By the 1910s, trucks and cars were showing up on the local scene in increasing numbers. For example, Galbreath Tie and Lumber Co. purchased a 55-horsepower diamond-T truck in August of 1918. Autos and trucks brought about a change in Pagosa Country that ushered in the modern era.

Roads were laid out and constructed to accommodate the new, gasoline-powered, rubber-tired vehicles. Landowners selected property served by the new roads. Businesses chose locations that provided convenient parking. New businesses surfaced providing gas, oil, tires and air, and mechanical adjustments and repairs for the new vehicles. And much of the nation’s, including Pagosa Country’s, merchandise was being shipped by trucks instead of the railroad. The handwriting was on the wall. Railroad service to small, isolated communities such as Pagosa Springs would largely disappear by the mid-1930s.

Pagosa lacked a major requirement to facilitate keeping in pace with progress. She needed a good, all-weather road to the north and east enabling the year-round provision of supplies. Only the railroad could be depended upon to breach the snow-encrusted Southern San Juan Mountains during winter months. And even the railroad was sometimes closed for weeks at a time because of unpassable snow accumulations.

The San Juan Basin, from the inception of settlement, had been isolated from the rest of Colorado and the capital city of Denver by the San Juan Mountains, with their winter snowfalls sometimes reaching 800 inches a year. The push for an auto/truck pass connecting the San Juan Basin with the San Luis Valley was supported by all of the communities in the basin. Obviously, all would benefit.

Only one road served Pagosa Country from the northeast. This was the old military, miner and pioneer route across Elwood Pass. It was a bad road, poorly built and poorly maintained, even though it was a state highway. Some years it was scarcely passable. When passable, it was fit only for wagons. During winter months it was fit only for men on skis.

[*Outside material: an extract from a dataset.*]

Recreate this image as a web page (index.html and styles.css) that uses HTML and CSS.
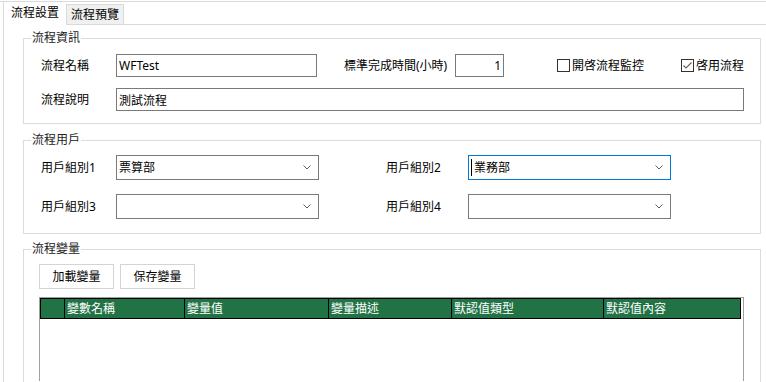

The flood of 1911 wiped out a good portion of the road between Elwood and the junction of the East and West forks of the San Juan River. To the south, Cumbres Pass was little improved from its condition when it had been a toll road. Clearly, a new road was needed.

The entire San Juan Basin joined in the clamor for a new road. The voices of merchants on the east side of the mountains who wanted year-round access to San Juan Basin markets also supported the construction of the all-weather road. All agreed it was a job for the state highway department. More next week on the building of Wolf Creek Pass.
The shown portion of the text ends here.